[Code that builds pages]
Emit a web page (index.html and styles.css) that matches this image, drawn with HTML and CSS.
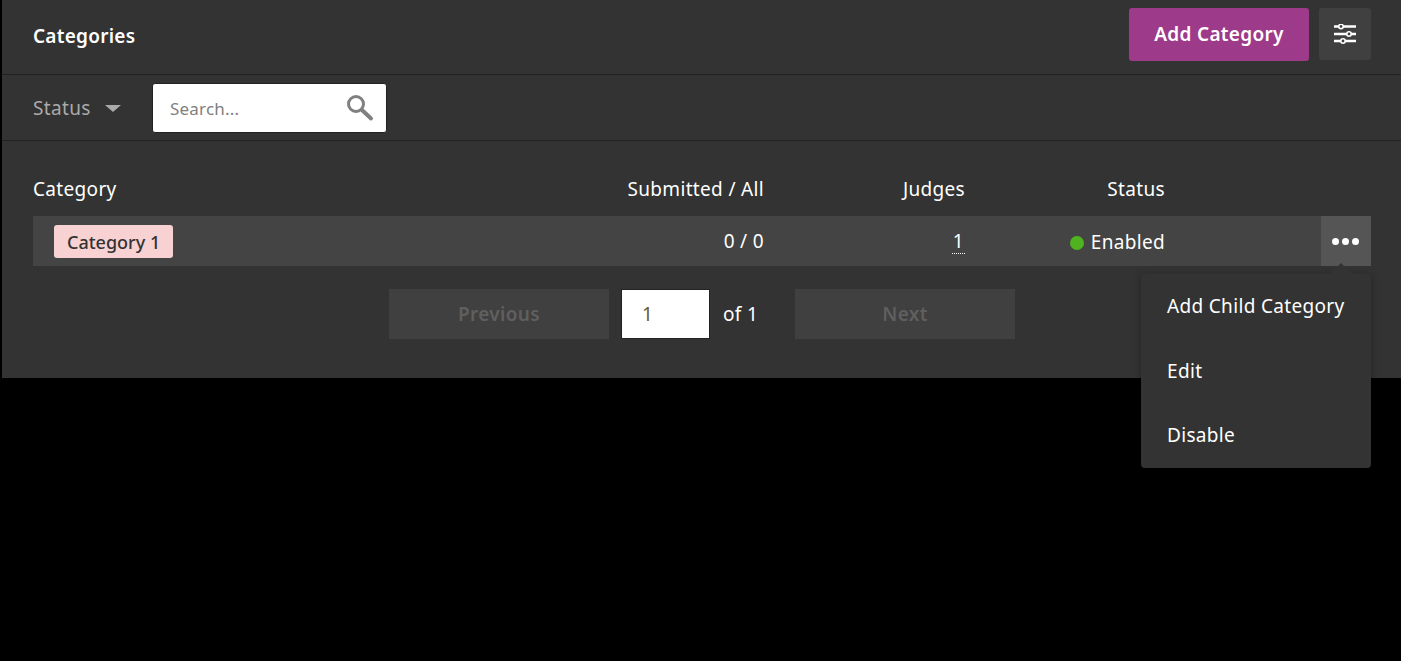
FILE: index.html
```html
<!DOCTYPE html>
<html lang="en">
<head>
    <meta charset="UTF-8">
    <title>Categories</title>
    <link rel="stylesheet" href="styles.css">
</head>
<body>

<div class="panel">
    <!-- Header -->
    <div class="panel-header">
        <h1 class="panel-title">Categories</h1>
        <div class="header-actions">
            <button class="btn-primary">Add Category</button>
            <button class="btn-settings" aria-label="Settings">
                <svg width="22" height="20" viewBox="0 0 22 20" fill="none" stroke="#fff" stroke-width="2.400">
                    <path d="M0 2.500H22M0 10H22M0 17H22"/>
                    <circle cx="7" cy="2.500" r="2.200" fill="#404040" stroke-width="1.600"/>
                    <circle cx="15" cy="10" r="2.200" fill="#404040" stroke-width="1.600"/>
                    <circle cx="9" cy="17" r="2.200" fill="#404040" stroke-width="1.600"/>
                </svg>
            </button>
        </div>
    </div>

    <!-- Filters -->
    <div class="toolbar">
        <div class="status-filter">
            <span>Status</span>
            <span class="caret"></span>
        </div>
        <div class="search-box">
            <span class="search-placeholder">Search...</span>
            <svg width="28" height="28" viewBox="0 0 28 28" fill="none" stroke="#808080">
                <circle cx="10" cy="10" r="7.500" stroke-width="3"/>
                <path d="M16 16L25 24.500" stroke-width="4" stroke-linecap="round"/>
            </svg>
        </div>
    </div>

    <!-- Table -->
    <div class="table-wrap">
        <div class="table-row table-head">
            <div>Category</div>
            <div class="align-right">Submitted / All</div>
            <div class="align-right">Judges</div>
            <div class="align-right">Status</div>
        </div>
        <div class="table-row table-item">
            <div class="cell-name"><span class="tag">Category 1</span></div>
            <div class="align-right">0 / 0</div>
            <div class="align-right"><span class="judge-count">1</span></div>
            <div class="align-right status-cell"><span class="dot"></span>Enabled</div>
            <div class="cell-actions">
                <button class="btn-more" aria-label="More"><i></i><i></i><i></i></button>
            </div>
        </div>

        <div class="pagination">
            <button class="btn-page">Previous</button>
            <div class="page-input">1</div>
            <span class="page-total">of 1</span>
            <button class="btn-page">Next</button>
        </div>
    </div>
</div>

<!-- Row menu -->
<div class="row-menu">
    <div class="menu-item">Add Child Category</div>
    <div class="menu-item">Edit</div>
    <div class="menu-item">Disable</div>
</div>

</body>
</html>
```

FILE: styles.css
```css
* {
    margin: 0;
    padding: 0;
    box-sizing: border-box;
}

body {
    font-family: 'Noto Sans', 'Open Sans', sans-serif;
    background-color: #000;
    color: #fff;
    font-size: 19px;
    letter-spacing: 0.33px;
    height: 661px;
    overflow: hidden;
    position: relative;
}

button {
    font-family: inherit;
    letter-spacing: inherit;
    border: none;
}

.panel {
    margin-left: 2px;
    height: 378px;
    background-color: #333;
}

/* Header */
.panel-header {
    height: 75px;
    padding: 8px 30px 0 31px;
    display: flex;
    justify-content: space-between;
    border-bottom: 1px solid #222;
}

.panel-title {
    font-size: 19px;
    font-weight: 600;
    letter-spacing: 0.25px;
    line-height: 56px;
}

.header-actions {
    display: flex;
    gap: 10px;
    align-items: flex-start;
}

.btn-primary {
    width: 180px;
    height: 53px;
    background-color: #9e3a8a;
    color: #fff;
    font-size: 19px;
    font-weight: 600;
    letter-spacing: 0.3px;
    padding-bottom: 2px;
    border-radius: 3px;
}

.btn-settings {
    width: 52px;
    height: 52px;
    background-color: #404040;
    border-radius: 3px;
    display: flex;
    align-items: center;
    justify-content: center;
}

/* Filters */
.toolbar {
    height: 66px;
    padding: 8px 0 0 31px;
    display: flex;
    align-items: flex-start;
    border-bottom: 1px solid #222;
}

.status-filter {
    width: 119px;
    height: 50px;
    display: flex;
    align-items: center;
    color: #aaa;
}

.caret {
    margin-left: 14px;
    border-left: 8px solid transparent;
    border-right: 8px solid transparent;
    border-top: 7px solid #aaa;
}

.search-box {
    width: 235px;
    height: 50px;
    background-color: #fff;
    border: 1px solid #222;
    border-radius: 3px;
    padding: 0 12px 0 17px;
    display: flex;
    align-items: center;
    justify-content: space-between;
}

.search-placeholder {
    color: #808080;
    font-size: 17px;
    letter-spacing: 0.2px;
}

/* Table */
.table-wrap {
    padding: 25px 30px 0 31px;
}

.table-row {
    display: grid;
    grid-template-columns: 530px 201px 201px 200px 156px 50px;
    align-items: center;
}

.table-head {
    height: 50px;
    padding-bottom: 4px;
}

.table-item {
    height: 50px;
    background-color: #444;
}

.align-right {
    text-align: right;
}

.cell-name {
    padding-left: 21px;
}

.tag {
    display: inline-block;
    height: 33px;
    line-height: 35px;
    padding: 0 13px;
    background-color: #f8d2d2;
    color: #333;
    border-radius: 3px;
    font-size: 18px;
    letter-spacing: 0;
    font-weight: 500;
}

.judge-count {
    display: inline-block;
    line-height: 24px;
    padding: 0 1px 0 1px;
    border-bottom: 1px dotted #fff;
}

.status-cell {
    padding-top: 1px;
}

.dot {
    display: inline-block;
    width: 14px;
    height: 14px;
    border-radius: 50%;
    background-color: #4fb31f;
    margin-right: 7px;
    vertical-align: -1px;
}

.cell-actions {
    grid-column: 6;
}

.btn-more {
    width: 50px;
    height: 50px;
    background-color: #555;
    display: flex;
    align-items: center;
    justify-content: center;
    gap: 3px;
    padding-right: 1px;
}

.btn-more i {
    width: 7px;
    height: 7px;
    border-radius: 50%;
    background-color: #fff;
}

.pagination {
    margin-top: 23px;
    padding-left: 356px;
    display: flex;
    align-items: center;
}

.btn-page {
    width: 220px;
    height: 50px;
    background-color: #404040;
    color: #5f5f5f;
    font-size: 19px;
    font-weight: 600;
}

.page-input {
    width: 89px;
    height: 50px;
    margin-left: 12px;
    padding-left: 20px;
    line-height: 48px;
    background-color: #fff;
    border: 1px solid #222;
    color: #6b5a2a;
}

.page-total {
    width: 85px;
    padding-left: 13px;
}

/* Row menu */
.row-menu {
    position: absolute;
    left: 1141px;
    top: 274px;
    width: 230px;
    height: 194px;
    padding: 0 26px;
    background-color: #333;
    border-radius: 4px;
    box-shadow: 0 2px 8px rgba(0, 0, 0, 0.35);
}

.row-menu::before {
    content: '';
    position: absolute;
    left: 189px;
    top: -11px;
    border-left: 11px solid transparent;
    border-right: 11px solid transparent;
    border-bottom: 11px solid #333;
}

.menu-item {
    height: 64.5px;
    line-height: 64.5px;
    white-space: nowrap;
}
```
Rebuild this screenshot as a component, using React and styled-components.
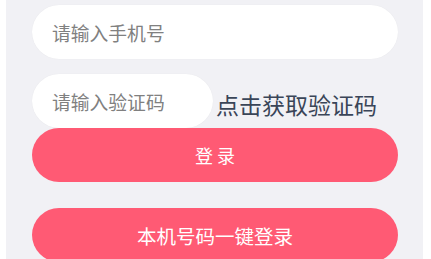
import React from "react";
import styled, { createGlobalStyle } from "styled-components";

const Global = createGlobalStyle`
  html, body {
    margin: 0;
    padding: 0;
    background: #ffffff;
    font-family: "Noto Sans CJK SC", "Noto Sans", sans-serif;
  }
`;

const Panel = styled.div`
  margin: 0 8px 0 6px;
  height: 259px;
  overflow: hidden;
  background: #f1f1f5;
  padding: 5px 0 0 26px;
  box-sizing: border-box;
  display: flex;
  flex-direction: column;
`;

const Field = styled.div`
  width: ${({ $w }) => $w}px;
  height: 54px;
  border-radius: 27px;
  background: #ffffff;
  box-shadow: 0 0 1px rgba(0, 0, 0, 0.08);
  box-sizing: border-box;
  padding-left: 20px;
  display: flex;
  align-items: center;
  font-size: 18.8px;
  color: #808080;
  flex-shrink: 0;
`;

const CodeRow = styled.div`
  display: flex;
  align-items: center;
  margin-top: 15px;
`;

const GetCode = styled.span`
  margin-left: 3px;
  margin-top: 5px;
  font-size: 23px;
  color: #3a4558;
`;

const Button = styled.div`
  width: 366px;
  height: 54px;
  border-radius: 27px;
  background: #ff5a74;
  color: #ffffff;
  font-size: ${({ $size }) => $size}px;
  display: flex;
  align-items: center;
  justify-content: center;
  margin-top: ${({ $gap }) => $gap}px;
  flex-shrink: 0;
  white-space: pre;
`;

export default function App() {
  return (
    <>
      <Global />
      <Panel>
        <Field $w={366}>请输入手机号</Field>
        <CodeRow>
          <Field $w={181}>请输入验证码</Field>
          <GetCode>点击获取验证码</GetCode>
        </CodeRow>
        <Button $gap={0} $size={18}>登 录</Button>
        <Button $gap={26} $size={19.5}>本机号码一键登录</Button>
      </Panel>
    </>
  );
}
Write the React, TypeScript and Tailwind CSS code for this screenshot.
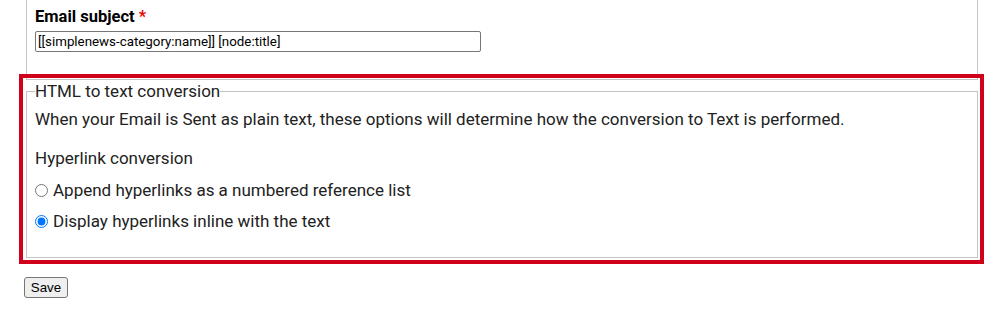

[What you are asked to do] Looking at the material above, count the lines that hold "React" and give the total alone.

[Correct result] 3